We will use all of the historical data to train the model, and the forecasts for the scenario day to generate new scenarios.

In [None]:
from pgscen.utils.data_utils import (
    load_ny_load_data, split_actuals_hist_future, split_forecasts_hist_future)
from IPython.display import display


scen_timesteps = pd.date_range(start=scen_start_time, periods=24, freq='H')

load_zone_actual_df, load_zone_forecast_df = load_ny_load_data()

(load_zone_actual_hists,
     load_zone_actual_futures) = split_actuals_hist_future(
            load_zone_actual_df, scen_timesteps)

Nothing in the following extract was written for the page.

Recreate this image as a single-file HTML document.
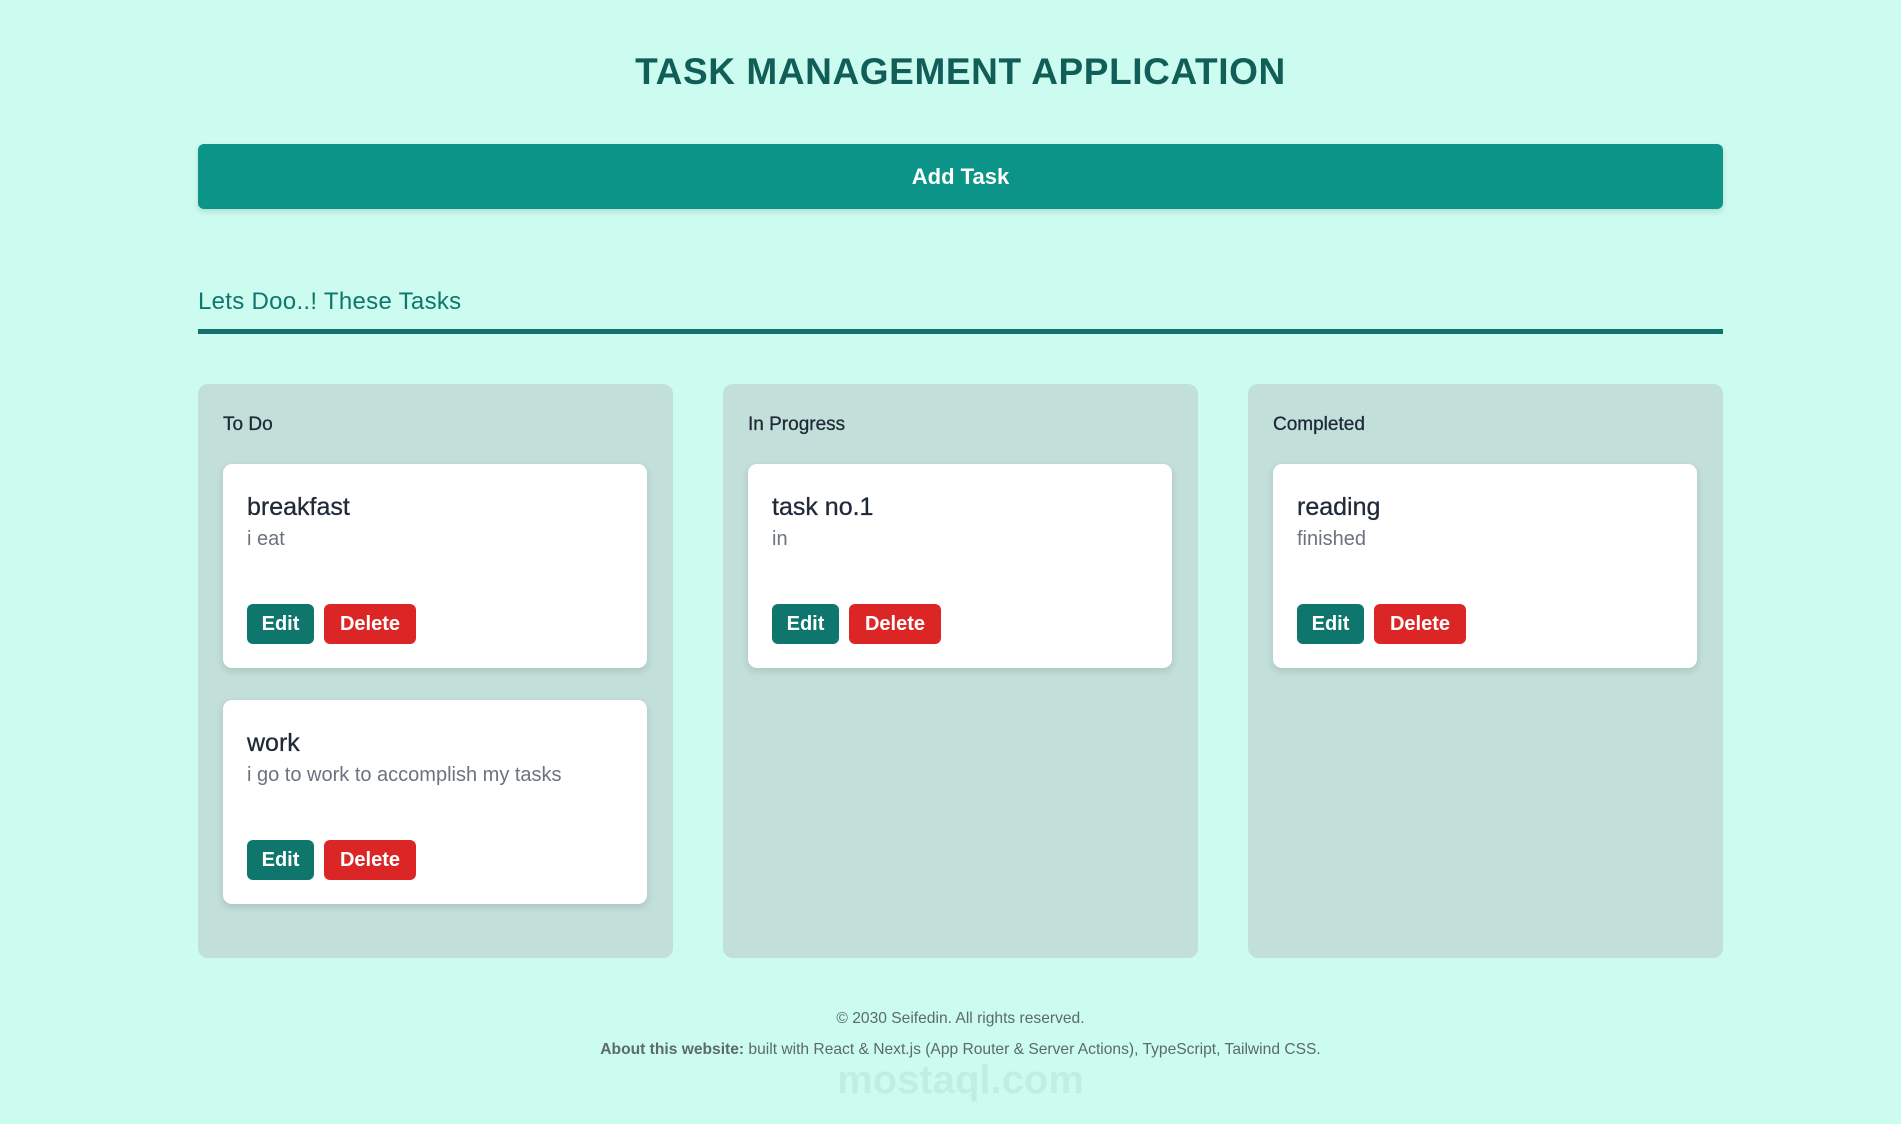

(load_zone_forecast_hists,
     load_zone_forecast_futures) = split_forecasts_hist_future(
            load_zone_forecast_df, scen_timesteps)

print("LOAD ACTUALS")
display(load_zone_actual_df.iloc[:5, :].round(1))
print("")
print("LOAD FORECASTS")
display(load_zone_forecast_df.iloc[:5, :].round(1))
print("")

import matplotlib.pyplot as plt
from matplotlib.patches import Patch
import matplotlib.dates as mdates
from matplotlib.patches import Rectangle
from matplotlib.collections import PatchCollection

%matplotlib inline
plt.rcParams['figure.figsize'] = [19, 11]

fig, (hist_ax, future_ax) = plt.subplots(figsize=(17, 6),
                                         nrows=1, ncols=2, sharey=True)

title_args = dict(weight='semibold', size=27)
actual_clr, fcst_clr = "#430093", "#D9C800"
plt_asset = 'N.Y.C.'

hist_ax.set_title("History", **title_args)
hist_ax.plot(load_zone_actual_hists[plt_asset][-800:],
             c=actual_clr, lw=5, alpha=0.6)
hist_ax.plot(load_zone_forecast_hists['Forecast_time'][-800:],
             load_zone_forecast_hists[plt_asset][-800:],
             c=fcst_clr, lw=3, alpha=0.8)

future_ax.set_title("Future", **title_args)
future_ax.plot(load_zone_actual_futures[plt_asset][:250],
               c=actual_clr, lw=5, alpha=0.6)
future_ax.plot(load_zone_forecast_futures['Forecast_time'][:250],
               load_zone_forecast_futures[plt_asset][:250],
               c=fcst_clr, lw=3, alpha=0.8)

future_ax.fill_between(load_zone_actual_futures.index[:24] - pd.Timedelta(hours=1),
                       load_zone_actual_futures[plt_asset][:24].min() - 700,
                       load_zone_actual_futures[plt_asset][:24].max() + 700,
                       facecolor='red', edgecolor='none', alpha=0.13)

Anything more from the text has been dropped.